_GOAL_. Please write out the material below exactly as given.

_DATA SEGMENT_.
-------
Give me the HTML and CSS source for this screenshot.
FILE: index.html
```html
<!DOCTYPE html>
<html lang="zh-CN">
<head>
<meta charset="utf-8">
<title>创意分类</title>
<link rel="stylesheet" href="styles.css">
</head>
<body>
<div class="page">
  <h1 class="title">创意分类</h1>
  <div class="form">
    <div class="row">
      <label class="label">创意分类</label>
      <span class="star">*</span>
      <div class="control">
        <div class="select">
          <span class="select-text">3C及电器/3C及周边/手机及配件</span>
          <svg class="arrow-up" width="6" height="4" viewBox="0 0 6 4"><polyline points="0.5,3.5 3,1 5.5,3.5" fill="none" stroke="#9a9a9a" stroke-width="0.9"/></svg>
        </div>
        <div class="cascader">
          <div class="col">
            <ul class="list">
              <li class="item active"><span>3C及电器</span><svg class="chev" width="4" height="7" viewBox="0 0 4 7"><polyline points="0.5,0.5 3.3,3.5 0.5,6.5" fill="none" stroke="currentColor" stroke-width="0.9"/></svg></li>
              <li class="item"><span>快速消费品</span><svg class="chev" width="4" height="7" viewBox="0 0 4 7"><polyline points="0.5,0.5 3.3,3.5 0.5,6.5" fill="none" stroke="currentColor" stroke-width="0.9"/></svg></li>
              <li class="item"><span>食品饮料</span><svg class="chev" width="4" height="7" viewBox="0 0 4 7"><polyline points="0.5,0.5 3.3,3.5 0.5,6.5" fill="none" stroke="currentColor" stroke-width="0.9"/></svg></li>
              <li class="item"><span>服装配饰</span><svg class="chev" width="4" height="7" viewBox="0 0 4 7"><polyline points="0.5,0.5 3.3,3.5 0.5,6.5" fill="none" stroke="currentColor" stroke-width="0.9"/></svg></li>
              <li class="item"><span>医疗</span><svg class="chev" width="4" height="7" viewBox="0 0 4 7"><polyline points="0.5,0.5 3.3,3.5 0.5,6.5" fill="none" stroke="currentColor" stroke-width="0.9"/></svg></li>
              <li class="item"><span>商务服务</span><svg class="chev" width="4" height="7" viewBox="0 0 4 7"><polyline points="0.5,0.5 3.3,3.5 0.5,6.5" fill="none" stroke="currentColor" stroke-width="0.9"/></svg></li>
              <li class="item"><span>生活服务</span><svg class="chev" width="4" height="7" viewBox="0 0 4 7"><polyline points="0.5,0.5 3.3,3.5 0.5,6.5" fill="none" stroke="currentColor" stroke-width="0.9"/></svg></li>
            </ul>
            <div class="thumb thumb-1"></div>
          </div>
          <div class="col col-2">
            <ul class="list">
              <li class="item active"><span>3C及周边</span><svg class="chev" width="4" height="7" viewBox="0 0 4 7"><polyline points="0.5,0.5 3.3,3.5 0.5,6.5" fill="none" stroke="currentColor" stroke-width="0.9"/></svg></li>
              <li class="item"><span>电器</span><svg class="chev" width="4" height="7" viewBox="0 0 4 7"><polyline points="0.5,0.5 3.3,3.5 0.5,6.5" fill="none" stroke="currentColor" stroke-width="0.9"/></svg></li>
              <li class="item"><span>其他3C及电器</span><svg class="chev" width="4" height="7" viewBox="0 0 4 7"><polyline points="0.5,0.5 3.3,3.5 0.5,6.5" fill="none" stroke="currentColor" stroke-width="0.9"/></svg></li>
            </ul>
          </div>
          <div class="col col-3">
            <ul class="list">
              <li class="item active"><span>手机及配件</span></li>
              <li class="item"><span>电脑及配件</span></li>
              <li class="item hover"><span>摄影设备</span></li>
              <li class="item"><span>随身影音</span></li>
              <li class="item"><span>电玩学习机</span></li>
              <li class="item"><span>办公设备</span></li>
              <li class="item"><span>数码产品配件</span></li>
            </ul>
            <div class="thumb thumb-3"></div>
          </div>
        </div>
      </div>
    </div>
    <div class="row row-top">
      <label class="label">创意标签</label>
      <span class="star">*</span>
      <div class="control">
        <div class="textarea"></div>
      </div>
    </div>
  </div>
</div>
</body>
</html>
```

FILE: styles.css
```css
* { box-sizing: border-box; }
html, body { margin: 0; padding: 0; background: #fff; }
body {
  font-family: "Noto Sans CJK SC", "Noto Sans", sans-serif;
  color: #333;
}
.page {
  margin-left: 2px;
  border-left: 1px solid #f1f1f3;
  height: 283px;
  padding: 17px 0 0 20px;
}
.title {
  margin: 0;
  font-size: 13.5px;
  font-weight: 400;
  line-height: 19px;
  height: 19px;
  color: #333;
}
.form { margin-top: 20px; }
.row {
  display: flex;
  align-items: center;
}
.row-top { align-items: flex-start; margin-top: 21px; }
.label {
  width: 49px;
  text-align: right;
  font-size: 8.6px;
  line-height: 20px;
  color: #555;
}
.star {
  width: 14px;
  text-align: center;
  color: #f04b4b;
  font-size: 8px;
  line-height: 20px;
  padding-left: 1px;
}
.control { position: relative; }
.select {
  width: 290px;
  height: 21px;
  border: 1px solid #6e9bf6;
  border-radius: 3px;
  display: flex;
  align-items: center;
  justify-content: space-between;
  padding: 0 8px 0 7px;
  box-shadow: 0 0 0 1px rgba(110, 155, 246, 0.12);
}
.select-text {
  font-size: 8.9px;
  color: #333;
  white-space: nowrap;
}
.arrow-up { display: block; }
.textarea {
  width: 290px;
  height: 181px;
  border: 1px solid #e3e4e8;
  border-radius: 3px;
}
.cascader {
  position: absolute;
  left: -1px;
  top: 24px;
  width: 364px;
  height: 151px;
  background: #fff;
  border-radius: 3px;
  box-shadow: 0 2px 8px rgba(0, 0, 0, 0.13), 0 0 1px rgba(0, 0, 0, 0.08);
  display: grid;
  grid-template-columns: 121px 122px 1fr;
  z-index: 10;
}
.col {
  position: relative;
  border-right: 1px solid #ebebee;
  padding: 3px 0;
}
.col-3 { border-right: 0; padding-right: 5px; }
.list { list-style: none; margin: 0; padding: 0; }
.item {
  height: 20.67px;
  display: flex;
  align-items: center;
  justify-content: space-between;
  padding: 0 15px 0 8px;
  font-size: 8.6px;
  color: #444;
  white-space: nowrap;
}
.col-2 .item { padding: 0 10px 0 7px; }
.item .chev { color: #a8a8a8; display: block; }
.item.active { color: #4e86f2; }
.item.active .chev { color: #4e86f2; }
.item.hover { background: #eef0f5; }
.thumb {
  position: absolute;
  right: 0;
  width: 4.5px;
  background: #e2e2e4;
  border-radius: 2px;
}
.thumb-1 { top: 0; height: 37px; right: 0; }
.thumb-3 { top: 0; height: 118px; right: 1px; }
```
-------
_FINAL RESULT_.
Give me the HTML and CSS source for this screenshot.
FILE: index.html
```html
<!DOCTYPE html>
<html lang="zh-CN">
<head>
<meta charset="utf-8">
<title>创意分类</title>
<link rel="stylesheet" href="styles.css">
</head>
<body>
<div class="page">
  <h1 class="title">创意分类</h1>
  <div class="form">
    <div class="row">
      <label class="label">创意分类</label>
      <span class="star">*</span>
      <div class="control">
        <div class="select">
          <span class="select-text">3C及电器/3C及周边/手机及配件</span>
          <svg class="arrow-up" width="6" height="4" viewBox="0 0 6 4"><polyline points="0.5,3.5 3,1 5.5,3.5" fill="none" stroke="#9a9a9a" stroke-width="0.9"/></svg>
        </div>
        <div class="cascader">
          <div class="col">
            <ul class="list">
              <li class="item active"><span>3C及电器</span><svg class="chev" width="4" height="7" viewBox="0 0 4 7"><polyline points="0.5,0.5 3.3,3.5 0.5,6.5" fill="none" stroke="currentColor" stroke-width="0.9"/></svg></li>
              <li class="item"><span>快速消费品</span><svg class="chev" width="4" height="7" viewBox="0 0 4 7"><polyline points="0.5,0.5 3.3,3.5 0.5,6.5" fill="none" stroke="currentColor" stroke-width="0.9"/></svg></li>
              <li class="item"><span>食品饮料</span><svg class="chev" width="4" height="7" viewBox="0 0 4 7"><polyline points="0.5,0.5 3.3,3.5 0.5,6.5" fill="none" stroke="currentColor" stroke-width="0.9"/></svg></li>
              <li class="item"><span>服装配饰</span><svg class="chev" width="4" height="7" viewBox="0 0 4 7"><polyline points="0.5,0.5 3.3,3.5 0.5,6.5" fill="none" stroke="currentColor" stroke-width="0.9"/></svg></li>
              <li class="item"><span>医疗</span><svg class="chev" width="4" height="7" viewBox="0 0 4 7"><polyline points="0.5,0.5 3.3,3.5 0.5,6.5" fill="none" stroke="currentColor" stroke-width="0.9"/></svg></li>
              <li class="item"><span>商务服务</span><svg class="chev" width="4" height="7" viewBox="0 0 4 7"><polyline points="0.5,0.5 3.3,3.5 0.5,6.5" fill="none" stroke="currentColor" stroke-width="0.9"/></svg></li>
              <li class="item"><span>生活服务</span><svg class="chev" width="4" height="7" viewBox="0 0 4 7"><polyline points="0.5,0.5 3.3,3.5 0.5,6.5" fill="none" stroke="currentColor" stroke-width="0.9"/></svg></li>
            </ul>
            <div class="thumb thumb-1"></div>
          </div>
          <div class="col col-2">
            <ul class="list">
              <li class="item active"><span>3C及周边</span><svg class="chev" width="4" height="7" viewBox="0 0 4 7"><polyline points="0.5,0.5 3.3,3.5 0.5,6.5" fill="none" stroke="currentColor" stroke-width="0.9"/></svg></li>
              <li class="item"><span>电器</span><svg class="chev" width="4" height="7" viewBox="0 0 4 7"><polyline points="0.5,0.5 3.3,3.5 0.5,6.5" fill="none" stroke="currentColor" stroke-width="0.9"/></svg></li>
              <li class="item"><span>其他3C及电器</span><svg class="chev" width="4" height="7" viewBox="0 0 4 7"><polyline points="0.5,0.5 3.3,3.5 0.5,6.5" fill="none" stroke="currentColor" stroke-width="0.9"/></svg></li>
            </ul>
          </div>
          <div class="col col-3">
            <ul class="list">
              <li class="item active"><span>手机及配件</span></li>
              <li class="item"><span>电脑及配件</span></li>
              <li class="item hover"><span>摄影设备</span></li>
              <li class="item"><span>随身影音</span></li>
              <li class="item"><span>电玩学习机</span></li>
              <li class="item"><span>办公设备</span></li>
              <li class="item"><span>数码产品配件</span></li>
            </ul>
            <div class="thumb thumb-3"></div>
          </div>
        </div>
      </div>
    </div>
    <div class="row row-top">
      <label class="label">创意标签</label>
      <span class="star">*</span>
      <div class="control">
        <div class="textarea"></div>
      </div>
    </div>
  </div>
</div>
</body>
</html>
```

FILE: styles.css
```css
* { box-sizing: border-box; }
html, body { margin: 0; padding: 0; background: #fff; }
body {
  font-family: "Noto Sans CJK SC", "Noto Sans", sans-serif;
  color: #333;
}
.page {
  margin-left: 2px;
  border-left: 1px solid #f1f1f3;
  height: 283px;
  padding: 17px 0 0 20px;
}
.title {
  margin: 0;
  font-size: 13.5px;
  font-weight: 400;
  line-height: 19px;
  height: 19px;
  color: #333;
}
.form { margin-top: 20px; }
.row {
  display: flex;
  align-items: center;
}
.row-top { align-items: flex-start; margin-top: 21px; }
.label {
  width: 49px;
  text-align: right;
  font-size: 8.6px;
  line-height: 20px;
  color: #555;
}
.star {
  width: 14px;
  text-align: center;
  color: #f04b4b;
  font-size: 8px;
  line-height: 20px;
  padding-left: 1px;
}
.control { position: relative; }
.select {
  width: 290px;
  height: 21px;
  border: 1px solid #6e9bf6;
  border-radius: 3px;
  display: flex;
  align-items: center;
  justify-content: space-between;
  padding: 0 8px 0 7px;
  box-shadow: 0 0 0 1px rgba(110, 155, 246, 0.12);
}
.select-text {
  font-size: 8.9px;
  color: #333;
  white-space: nowrap;
}
.arrow-up { display: block; }
.textarea {
  width: 290px;
  height: 181px;
  border: 1px solid #e3e4e8;
  border-radius: 3px;
}
.cascader {
  position: absolute;
  left: -1px;
  top: 24px;
  width: 364px;
  height: 151px;
  background: #fff;
  border-radius: 3px;
  box-shadow: 0 2px 8px rgba(0, 0, 0, 0.13), 0 0 1px rgba(0, 0, 0, 0.08);
  display: grid;
  grid-template-columns: 121px 122px 1fr;
  z-index: 10;
}
.col {
  position: relative;
  border-right: 1px solid #ebebee;
  padding: 3px 0;
}
.col-3 { border-right: 0; padding-right: 5px; }
.list { list-style: none; margin: 0; padding: 0; }
.item {
  height: 20.67px;
  display: flex;
  align-items: center;
  justify-content: space-between;
  padding: 0 15px 0 8px;
  font-size: 8.6px;
  color: #444;
  white-space: nowrap;
}
.col-2 .item { padding: 0 10px 0 7px; }
.item .chev { color: #a8a8a8; display: block; }
.item.active { color: #4e86f2; }
.item.active .chev { color: #4e86f2; }
.item.hover { background: #eef0f5; }
.thumb {
  position: absolute;
  right: 0;
  width: 4.5px;
  background: #e2e2e4;
  border-radius: 2px;
}
.thumb-1 { top: 0; height: 37px; right: 0; }
.thumb-3 { top: 0; height: 118px; right: 1px; }
```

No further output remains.